All of the above influence my work. To some degree I practice ‘found art’ or collage, even though my poems are usually narrative, some of them consist of things found here and there bound together by my own zeitgeist.

14 - What other writers or writings are important for your work, or simply your life outside of your work?

Zen literature. Ikkyu, hence the epigraphs in my new book. Rinzai, Dogen, Hakuin, Bassui, Ta Hui, Lao Tzu. The Heart Sutra. Cold Mountain. The Diamond Sutra. Joko Beck. And in poetry, Rumi. Kahlil Gibran. T.S. Eliot. Eugenio Montale. Nanao Sakaki. Bukowski. Al Purdy.

15 - What would you like to do that you haven't yet done?

Surf.

16 - If you could pick any other occupation to attempt, what would it be? Or, alternately, what do you think you would have ended up doing had you not been a writer?

A monk.

17 - What made you write, as opposed to doing something else?

Besides writing and doing zazen, the only other thing I know how to do is wash dishes.  Actually, I’m usually on the look-out for a good dishwashing job. It goes well with writing. I have a BA, and had things turned out differently with my state of mental health, I might have gone into teaching creative writing or language or Asian Studies.  The monk thing still stands, and it is, unlike the other things listed, still probable.

18 - What was the last great book you read? What was the last great film?

The last great book I read was Preparation for the Next Life by Atticus Lish, though I couldn’t finish it because of the sexual violence. So for one that I finished, Convenience Store Woman, by Suyaka Murata.  As for film, The Imaginarium of Doctor Parnassus or the 2010 film Alice in Wonderland starring Mia Wasikowska.

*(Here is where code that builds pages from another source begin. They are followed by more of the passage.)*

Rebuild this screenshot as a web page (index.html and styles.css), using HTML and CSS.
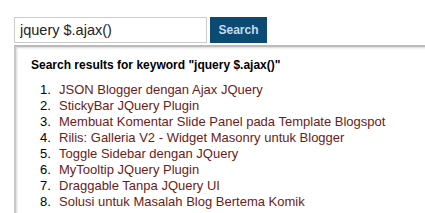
FILE: index.html
```html
<!DOCTYPE html>
<html lang="en">
  <head>
    <meta charset="UTF-8" />
    <title>Search</title>
    <link rel="stylesheet" href="styles.css">
  </head>
  <body>
    <div class="search-wrap">
      <!-- search form -->
      <form class="search-form">
        <input type="text" class="search-input" value="jquery $.ajax()" />
        <button type="button" class="search-btn">Search</button>
      </form>

      <!-- results panel -->
      <div class="results">
        <h4>Search results for keyword "jquery $.ajax()"</h4>
        <ol>
          <li><a href="#">JSON Blogger dengan Ajax JQuery</a></li>
          <li><a href="#">StickyBar JQuery Plugin</a></li>
          <li><a href="#">Membuat Komentar Slide Panel pada Template Blogspot</a></li>
          <li><a href="#">Rilis: Galleria V2 - Widget Masonry untuk Blogger</a></li>
          <li><a href="#">Toggle Sidebar dengan JQuery</a></li>
          <li><a href="#">MyTooltip JQuery Plugin</a></li>
          <li><a href="#">Draggable Tanpa JQuery UI</a></li>
          <li><a href="#">Solusi untuk Masalah Blog Bertema Komik</a></li>
        </ol>
      </div>
    </div>
  </body>
</html>
```

FILE: styles.css
```css
* {
  margin: 0;
  padding: 0;
  box-sizing: border-box;
}

body {
  font-family: "Liberation Sans", Arial, sans-serif;
  background: #fff;
  color: #000;
  overflow: hidden;
}

.search-wrap {
  padding: 17px 0 0 14px;
}

.search-form {
  display: flex;
  gap: 3px;
}

.search-input {
  width: 193px;
  height: 26px;
  border: 1px solid #ccc;
  padding: 0 5px;
  font-family: inherit;
  font-size: 14.5px;
  color: #222;
  outline: none;
}

.search-btn {
  width: 57px;
  height: 26px;
  border: none;
  background-color: #0b4a73;
  color: #c3dcf2;
  font-family: inherit;
  font-size: 12px;
  font-weight: bold;
  cursor: pointer;
}

/* dropdown with results */
.results {
  margin-top: 2px;
  width: 430px;
  height: 200px;
  border-top: 2px solid #bbb;
  border-left: 2px solid #c8c8c8;
  box-shadow: inset 1px 1px 2px rgba(0, 0, 0, 0.15);
  padding: 11px 0 0 15px;
}

.results h4 {
  font-size: 12px;
  font-weight: bold;
  margin-bottom: 10px;
}

.results ol {
  list-style: none;
  counter-reset: item;
  padding-left: 9px;
  font-size: 13px;
  line-height: 16px;
}

.results li {
  counter-increment: item;
  white-space: nowrap;
}

.results li::before {
  content: counter(item) ".";
  display: inline-block;
  width: 19px;
}

.results li a {
  color: #6b1b1b;
  text-decoration: none;
}
```
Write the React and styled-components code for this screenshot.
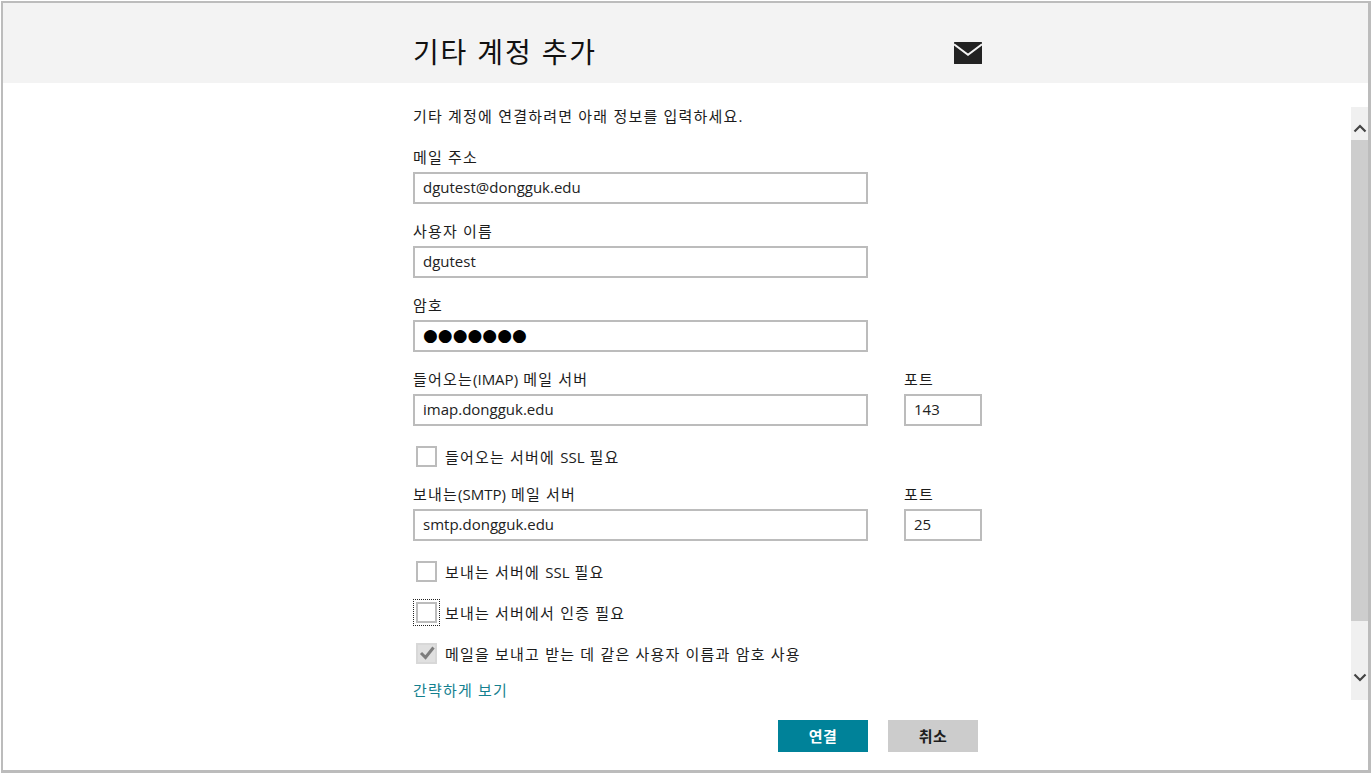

19 - What are you currently working on?

I’m editing a few long poems.  They are about the reckoning of failed love. I want there to be more short pieces that are easily digestible to accompany these long poems, and I want to do the lion’s share of the work, so that the reader or listener just has to take it in without too much parsing.  So maybe it’s not entirely true that I never have a book in mind. I guess I write and ride the waves until there’s some kind of consistency.